Paromita Sengupta reviews Ghost-Eye by Amitav Ghosh (Harper Collins, 2025) and observes memory, myth, and the limits of reason in this novel.

Amitav Ghosh is an internationally acclaimed author whose work has long traversed the fertile intersections of history, ecology, migration, and colonial memory. A former teacher at the University of Delhi, Columbia University, and Harvard University, he is the recipient of numerous honours, including the Jnanpith Award and the Erasmus Prize. His writing is distinguished by its intellectual rigour and its ability to transform meticulous research into richly textured narrative worlds.

In Ghost-Eye, Ghosh extends his long-standing preoccupation with how the past inhabits the present, while moving more decisively into the realm of the metaphysical.

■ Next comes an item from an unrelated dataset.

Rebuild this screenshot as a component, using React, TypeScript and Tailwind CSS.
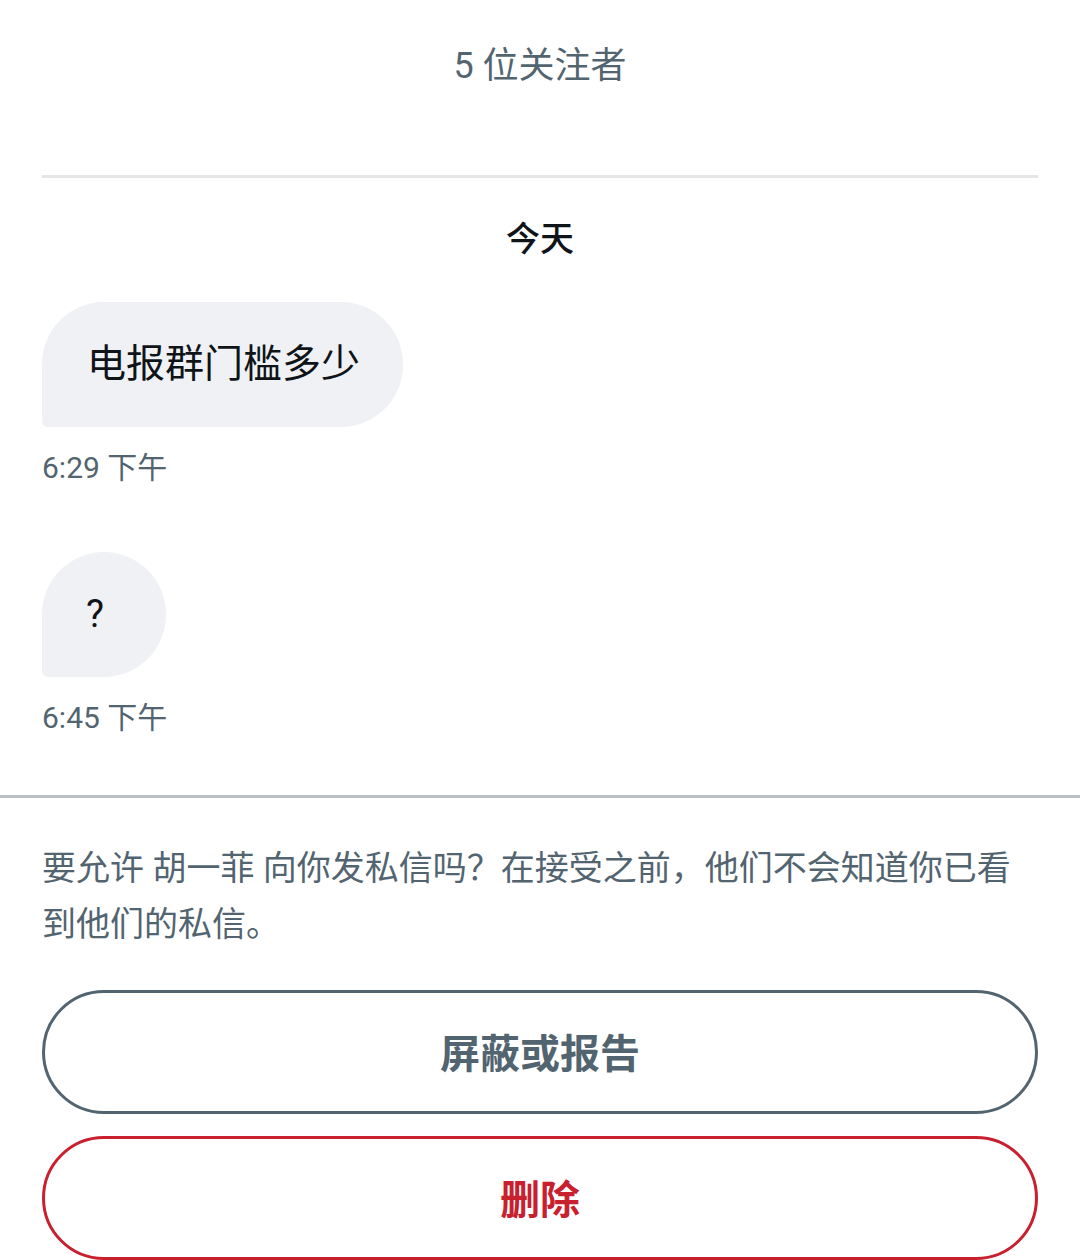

The novel opens with an arresting premise: three-year-old Varsha Gupta, born into a wealthy vegetarian Marwari family in Calcutta, begins to demand fish and recount memories of another life—one lived in a mud house by a river. What begins as a familial disturbance gradually unfolds into a layered inquiry into memory, identity, and the porous boundaries between lives.

This unsettling case draws the attention of Dr. Shoma Bose, a child psychiatrist researching ‘cases of the reincarnation type’—and the narrator, Dinu’s Mashi (aunt). This familial proximity gives the investigation an added emotional charge, quietly dissolving the distance between observer and subject. As Shoma begins to document and interpret Varsha’s memories, the narrative gathers density, linking the child’s recollections to histories of displacement, ecological precarity, and the sedimented textures of Bengali folklore.